The following discussion should be read in conjunction with our unaudited consolidated interim financial statements and related notes thereto included in this quarterly report and in our audited consolidated financial statements and Management's Discussion and Analysis of Financial Condition and Results of Operations ("MD&A") contained in our Form 10-K for the year ended December 31, 2009. Certain statements in the following MD&A are forward looking statements. Words such as "expects", "anticipates", "estimates" and similar expressions are intended to identify forward looking statements. Such statements are subject to risks and uncertainties that could cause actual results to differ materially from those projected.

 
10

 

RESULTS OF OPERATIONS

The Company continues to lease the terminal at 17617 Aldine Westfield Road, Houston, Texas from Lone Star Fuel Storage and Transport, LLC (“Lone Star”).  Utilizing a fuel storage and throughput model, revenues continue to remain strong.
 
Revenue: In the first quarter of 2010, the Company experienced a revenue increase of $168,606, or 35% over the first quarter of 2009.  Revenue increased from $487,361 for the quarter ended March 31, 2009 to $655,967 for the quarter ended March 31, 2010.  The Company’s main revenue source was its wholly owned subsidiary, IFL.  IFL added 2 new customers in 2009, accounting for the increased terminal revenue in the latter part of 2009 and early 2010.  The terminal management places emphasis on utilizing the storage and throughput capacity of the facility to maximize revenue.

Net Income/Loss: During the first quarter of 2010, the Company had net income of $129,867, the highest quarter end net income in recent Company history. We believe that our first quarter 2010 net income is an important milestone for the Company. In the three months ended March 31, 2009, the Company posted a net loss of $29,116. Increased profitability arises from the Company’s streamlined operations, increasing revenue and the deferred gain arising from the lawsuit settled in 2007 with 17617 Aldine Westfield Road, LLC and the terminal sale to Lone Star. See Note 3 above for a more detailed explanation.

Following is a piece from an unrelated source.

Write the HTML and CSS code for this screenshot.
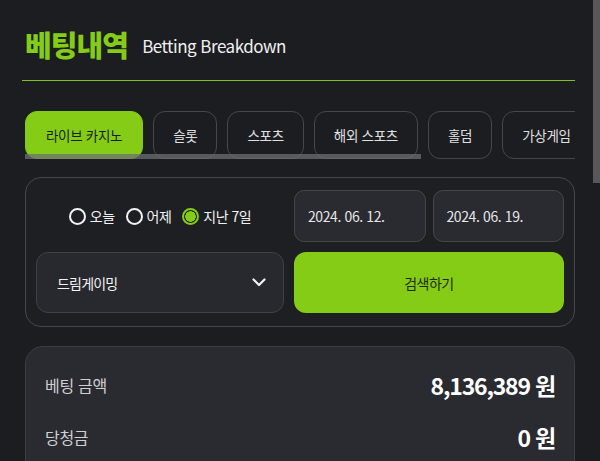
FILE: index.html
```html
<!DOCTYPE html>
<html lang="ko">
<head>
  <meta charset="UTF-8">
  <meta name="viewport" content="width=device-width, initial-scale=1.0">
  <title>베팅내역</title>
  <link rel="stylesheet" href="styles.css">
</head>
<body>

  <div class="page">
    <div class="head">
      <h1>베팅내역</h1>
      <span class="sub">Betting Breakdown</span>
    </div>

    <div class="tabs-wrap">
      <div class="tabs">
        <button class="tab active">라이브 카지노</button>
        <button class="tab">슬롯</button>
        <button class="tab">스포츠</button>
        <button class="tab">해외 스포츠</button>
        <button class="tab">홀덤</button>
        <button class="tab">가상게임</button>
        <button class="tab">미니게임</button>
      </div>
      <div class="tabs-thumb"></div>
    </div>

    <div class="filter">
      <div class="periods">
        <label class="radio"><span class="dot"></span>오늘</label>
        <label class="radio"><span class="dot"></span>어제</label>
        <label class="radio on"><span class="dot"></span>지난 7일</label>
      </div>
      <div class="dates">
        <div class="date">2024. 06. 12.</div>
        <div class="date">2024. 06. 19.</div>
      </div>
      <div class="select">
        <span>드림게이밍</span>
        <svg width="14" height="9" viewBox="0 0 14 9"><path d="M1.5 1.5 L7 7 L12.5 1.5" fill="none" stroke="#f2f2f2" stroke-width="2.2" stroke-linecap="round" stroke-linejoin="round"/></svg>
      </div>
      <button class="search">검색하기</button>
    </div>

    <div class="summary">
      <div class="row">
        <span class="label">베팅 금액</span>
        <span class="value">8,136,389 원</span>
      </div>
      <div class="row">
        <span class="label">당청금</span>
        <span class="value">0 원</span>
      </div>
      <div class="row">
        <span class="label">손익</span>
        <span class="value">-8,136,389 원</span>
      </div>
    </div>
  </div>

  <div class="scroll-thumb"></div>

</body>
</html>
```

FILE: styles.css
```css
body {
  margin: 0;
  background-color: #1c1d21;
  font-family: "Noto Sans CJK KR", "Noto Sans", sans-serif;
  color: #eeeeee;
  height: 461px;
  overflow: hidden;
}
.page {
  padding: 22px 25px 0;
}
.head {
  display: flex;
  align-items: center;
  gap: 14px;
  padding: 0 0 14px 3px;
  border-bottom: 1px solid #7fc31a;
  margin: 0 0 30px -3px;
}
h1 {
  margin: 0;
  font-size: 29px;
  font-weight: 900;
  color: #84cc16;
  letter-spacing: -0.9px;
  line-height: 44px;
}
.sub {
  font-size: 17px;
  color: #f0f0f0;
  letter-spacing: -0.5px;
  padding-top: 2px;
}
.tabs-wrap {
  position: relative;
  overflow: hidden;
}
.tabs {
  display: flex;
  gap: 10px;
}
.tab {
  flex: none;
  height: 48px;
  padding: 0 19px;
  border: 1px solid #46474c;
  border-radius: 12px;
  background: transparent;
  color: #e0e0e0;
  font-family: inherit;
  font-size: 13.5px;
  letter-spacing: -0.3px;
}
.tab.active {
  background-color: #84cc16;
  border-color: #84cc16;
  color: #1c1d21;
  padding: 0 20px;
}
.tabs-thumb {
  position: absolute;
  left: 0;
  bottom: 0;
  width: 396px;
  height: 5px;
  background-color: rgba(110, 110, 114, 0.75);
}
.filter {
  margin-top: 18px;
  border: 1px solid #46474c;
  border-radius: 16px;
  background-color: #1e1f23;
  padding: 12px 10px 13px;
  display: grid;
  grid-template-columns: 248px 1fr;
  grid-template-rows: 52px 61px;
  gap: 10px;
}
.periods {
  display: flex;
  align-items: center;
  justify-content: center;
  gap: 11px;
  font-size: 14px;
  letter-spacing: -0.5px;
}
.radio {
  display: flex;
  align-items: center;
  gap: 4px;
  color: #f2f2f2;
}
.dot {
  width: 13px;
  height: 13px;
  border: 2.5px solid #f2f2f2;
  border-radius: 50%;
  box-sizing: content-box;
}
.radio.on .dot {
  border-color: #84cc16;
  background: radial-gradient(circle, #84cc16 0 5px, transparent 5.5px);
}
.dates {
  display: flex;
  gap: 7px;
}
.date {
  flex: 1;
  display: flex;
  align-items: center;
  padding-left: 13px;
  background-color: #2a2b30;
  border: 1px solid #45464b;
  border-radius: 10px;
  font-size: 14px;
  color: #e6e6e6;
  letter-spacing: -0.4px;
}
.select {
  display: flex;
  align-items: center;
  justify-content: space-between;
  padding: 0 17px 0 20px;
  background-color: #28292e;
  border: 1px solid #404146;
  border-radius: 12px;
  font-size: 14px;
  letter-spacing: -0.8px;
  color: #f2f2f2;
}
.search {
  border: none;
  border-radius: 12px;
  background-color: #84cc16;
  color: #1f2a10;
  font-family: inherit;
  font-size: 14px;
  letter-spacing: -0.5px;
}
.summary {
  margin-top: 19px;
  background-color: #2a2b30;
  border: 1px solid #3c3d42;
  border-radius: 18px;
  padding: 12px 19px;
}
.row {
  display: flex;
  align-items: center;
  justify-content: space-between;
  height: 52px;
}
.label {
  font-size: 16px;
  color: #d0d0d0;
  letter-spacing: -0.3px;
}
.value {
  font-size: 23px;
  font-weight: 700;
  color: #ffffff;
  letter-spacing: -1.2px;
}
.scroll-thumb {
  position: fixed;
  top: 0;
  right: 0;
  width: 7px;
  height: 183px;
  background-color: #58585b;
}
```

Cost of Product Sales:  As customers take their fuel from the IFL terminal, certain fuel additives must be mixed with the diesel to comply with state and federal regulations.  In an effort to decrease product cost volatility and improve operational efficiency, IFL contracted with a third party fuel additive provider for all fuel additives beginning in April 2008.  This allows IFL to realize efficiencies in required additive purchases.  The Company realized an increase in product sales expense of $38,104, or 31%, for the period ended March 31, 2010 over 2009, primarily due to the increased throughput volumes for 2010.   Total expenses of $162,199 for the period ended March 31, 2010 and $124,095 for the same period in 2009 remained constant at 25% of revenues.
 
Terminal Management:  The Company has outsourced its terminal operations since July 2007.  The monthly contract includes employee salaries and benefits, terminal operational expenses, minor repairs, maintenance, insurance and other ancillary operating expenses.  Terminal management expense for the quarter ended March 31, 2010 was $99,990, relatively consistent with the expense incurred in 2009 of $102,000.  Management is encouraged by the success of this alliance and plans to utilize the terminal management model in any future acquisitions.
 
General and Administrative: The Company’s expense for the three months ended March 31, 2010 was $136,186 or a 6% increase over the expense of $128,932 for the same period in 2009.  General and administrative expense is primarily rent expense paid on the IFL terminal to Lone Star, currently $31,855 per month.
 
Legal and Professional:  Legal and professional expense was $65,901 at March 31, 2010, compared to $44,445 at March 31, 2009, an increase of $21,456 or 48%.  The increase is primarily due to payments made by IFL for legal services and payments by Adino for its 2009 audit.
 
Consulting Expense:  The Company’s consulting expenses decreased by $59,168 or 31% from the first quarter of 2009 to the first quarter of 2010.  The increased expense for 2009 was primarily due to a common stock award granted to the Board of Directors of $52,500. No such grant was made in the quarter ended March 31, 2010.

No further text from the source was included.